Brits: local names for hills and streams?

There seems to be a massive variety of local words for referring to hills and streams in the UK. For example, brook, ghyll and burn are all used for streams, and tor, peak, ben and crag are all used for hills of various sorts.

Is there a list with all the local names for geographical features on it?

The reason for this is that english has a habit of mugging other languages in a dark alley and rifling pockets for loose nouns :wink:

You find examples of geographic features in old Norse, saxon, norman french, gallic, cornish, uncle Tom Cobbly and all. It’s the way english is.

Si

Ordnance Survey maps in Scotland (and Wales presumably) always advertise a booklet called “Place names on maps of Scotland and Wales” that ‘includes a glossary of the most common Gaelic, Scandinavian and Welsh elements used on Ordnance Survey maps of Scotland and Wales’.

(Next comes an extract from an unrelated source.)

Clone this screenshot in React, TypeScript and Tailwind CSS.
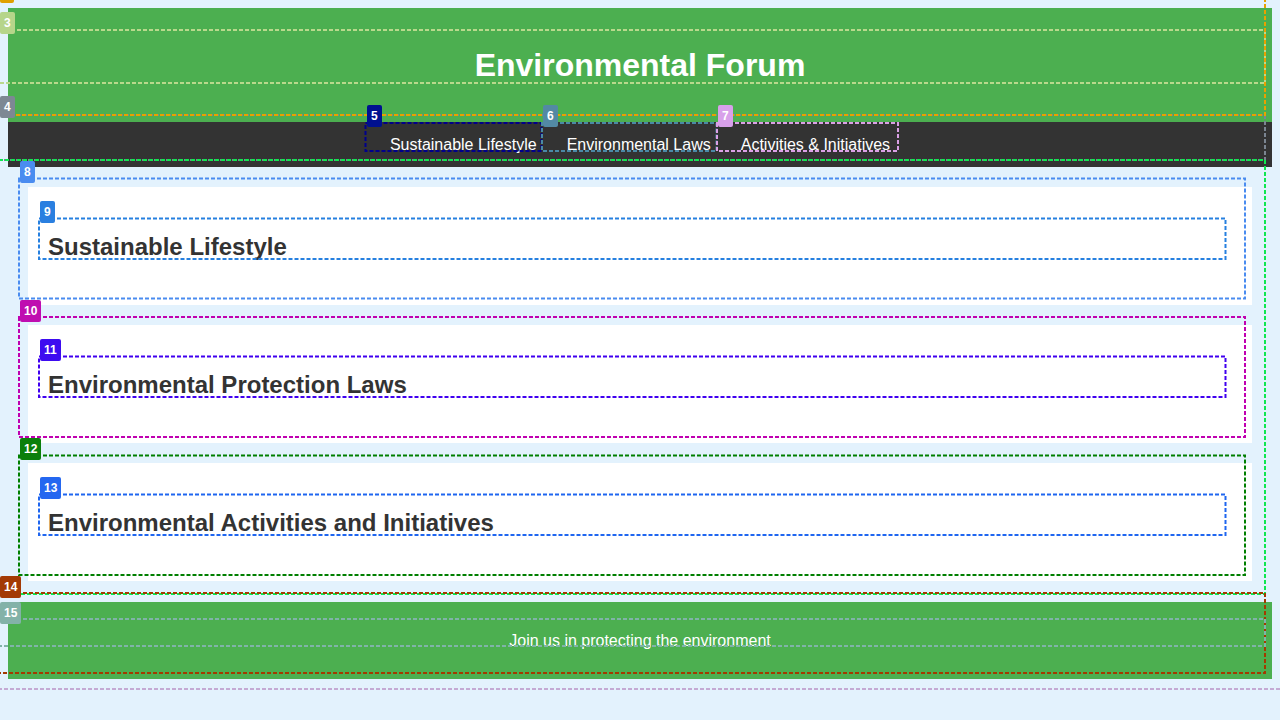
import React from "react";

type Box = { x1: number; y1: number; x2: number; y2: number; c: string };

const boxes: Box[] = [
  { x1: -1, y1: -2, x2: 1281, y2: 689, c: "#c4aad4" },
  { x1: -1, y1: 115, x2: 1265, y2: 160, c: "#7b8591" },
  { x1: -1, y1: 30, x2: 1265, y2: 83, c: "#b9d98c" },
  { x1: -1, y1: -2, x2: 1265, y2: 115, c: "#e8a100" },
  { x1: 365.5, y1: 123, x2: 541.5, y2: 151, c: "#00008b" },
  { x1: 542, y1: 123, x2: 716.5, y2: 151, c: "#4a89a6" },
  { x1: 717, y1: 123, x2: 898, y2: 151, c: "#dba0e6" },
  { x1: -1, y1: 160, x2: 1265, y2: 594, c: "#10e650" },
  { x1: 19, y1: 178.5, x2: 1245, y2: 298.5, c: "#4a8cf0" },
  { x1: 39, y1: 218.5, x2: 1225.5, y2: 259, c: "#2680e0" },
  { x1: 19, y1: 317, x2: 1245, y2: 437, c: "#c000b0" },
  { x1: 39, y1: 356.5, x2: 1225.5, y2: 397, c: "#4000f0" },
  { x1: 19, y1: 455.5, x2: 1245, y2: 575, c: "#007f00" },
  { x1: 39, y1: 494.5, x2: 1225.5, y2: 535, c: "#1f66f0" },
  { x1: -1, y1: 593, x2: 1265, y2: 673, c: "#a33a00" },
  { x1: -1, y1: 619, x2: 1265, y2: 646, c: "#80b3a8" },
];

const sections = [
  "Sustainable Lifestyle",
  "Environmental Protection Laws",
  "Environmental Activities and Initiatives",
];

const links = ["Sustainable Lifestyle", "Environmental Laws", "Activities & Initiatives"];

const lbl =
  "absolute h-[22px] rounded-[2px] px-[4px] text-[12px] font-bold leading-[22px] text-white";

export default function App() {
  return (
    <div className="relative min-h-[720px] bg-[#e3f2fd] p-2 font-['Liberation_Sans',Arial,sans-serif]">
      <header className="flex h-[114px] items-center justify-center bg-[#4caf50]">
        <h1 className="text-[32px] font-bold leading-[53px] text-white">Environmental Forum</h1>
      </header>
      <nav className="flex h-[45px] items-center justify-center bg-[#333333]">
        {links.map((l) => (
          <a key={l} className="px-[15px] text-[16px] leading-[18px] text-white">
            {l}
          </a>
        ))}
      </nav>
      <main className="flex flex-col gap-5 px-5 pb-[21px] pt-5">
        {sections.map((s) => (
          <section key={s} className="h-[118px] bg-white px-5 pt-[46px]">
            <h2 className="text-[24px] font-bold leading-[28px] text-[#333333]">{s}</h2>
          </section>
        ))}
      </main>
      <footer className="flex h-[77px] items-center justify-center bg-[#4caf50]">
        <p className="text-[16px] leading-[18px] text-white">Join us in protecting the environment</p>
      </footer>

      <svg className="pointer-events-none absolute left-0 top-0" width={1280} height={720}>
        {boxes.map((b, i) => (
          <rect
            key={i}
            x={b.x1}
            y={b.y1}
            width={b.x2 - b.x1}
            height={b.y2 - b.y1}
            fill="none"
            stroke={b.c}
            strokeWidth={2}
            strokeDasharray="4 2"
          />
        ))}
      </svg>

      <div className="absolute left-0 top-0 h-[3px] w-[14px] rounded-b-[2px] bg-[#e0a000]" />
      <div className={`${lbl} left-0 top-[12px] bg-[#b6d58a]`}>3</div>
      <div className={`${lbl} left-0 top-[96px] bg-[#7d8893]`}>4</div>
      <div className={`${lbl} left-[367px] top-[105px] bg-[#00108f]`}>5</div>
      <div className={`${lbl} left-[543px] top-[105px] bg-[#5389a4]`}>6</div>
      <div className={`${lbl} left-[718px] top-[105px] bg-[#d8a0ea]`}>7</div>
      <div className={`${lbl} left-[20px] top-[161px] bg-[#4a8cf0]`}>8</div>
      <div className={`${lbl} left-[40px] top-[201px] bg-[#2a7fe0]`}>9</div>
      <div className={`${lbl} left-[20px] top-[299.5px] bg-[#bf0db0]`}>10</div>
      <div className={`${lbl} left-[40px] top-[339px] bg-[#3d0cf0]`}>11</div>
      <div className={`${lbl} left-[20px] top-[438px] bg-[#0b7f0b]`}>12</div>
      <div className={`${lbl} left-[40px] top-[477px] bg-[#2467f0]`}>13</div>
      <div className={`${lbl} left-0 top-[575.5px] bg-[#a33a05]`}>14</div>
      <div className={`${lbl} left-0 top-[601.5px] bg-[#83b2a8]`}>15</div>
    </div>
  );
}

Obviously that won’t help you with Anglo Saxon (or Danish probably) place names.

On the subject of alleys, that’s opened another can of worms, with each town seeming to have its own name for them. Some examples are :-

jitty, jennel, ginnel, twitchel, twitten, bacskie, wynd, close, entry, eight-foot, ten-foot and jetty. I am sure there are many more.

Vennel is another. I suppose that there are cognates in your list.

“Gate” is another word for alley, eg Cowgate in Edinburgh, or Micklegate in York. People understandably assume it means “gate” as in modern English but it’s actually a different word, cognate with “gasse” in German.

And then in other cases, it means ‘gate’, of course! I’m thinking of London - Bishopsgate, Moorgate, etc.

I can’t believe the two meanings are entirely independent. Narrow passageways tend to have gates in them.

To be strictly accurate “gate” is derived from the Viking word “gata” which means street, and not just alleyway.

Chambers English Dictionary
gate (1) passage into a city, enclosure, or any large building … [O.E. geat a way, Du gat, O.N. gat]
gate (2) (Scot. and North. dial a way, path, street (often in street-names, as Cowgate, Kirkgate)… [O.N gata, Dan. gade, Ger gasse.]

The 2nd meaning is cognate with “gait” as in way of walking.

In reply to Usram’s point, the dictionary doesn’t say whether the 2 Old Norse words gat and gata are the same word or not. Until an Old Norse expert chimes in we can’t be sure their similarity isn’t pure chance. We might also need another expert to say whether “-gate” street names in English cities are one or the other, or both.

We have several of these “gates” here in Newark (Kirk Gate, Castle Gate, Middle Gate, North Gate, Carter Gate etc.) And I am almost certain that they refer to the second meaning and not the first. There used to be a wall round the town but these streets appear not to have a connection with it.

There is, of course, Torpenhow Hill, literally “Hillhillhill Hill”. :smiley: Less egregiously, there is a “How Hill” in Norfolk.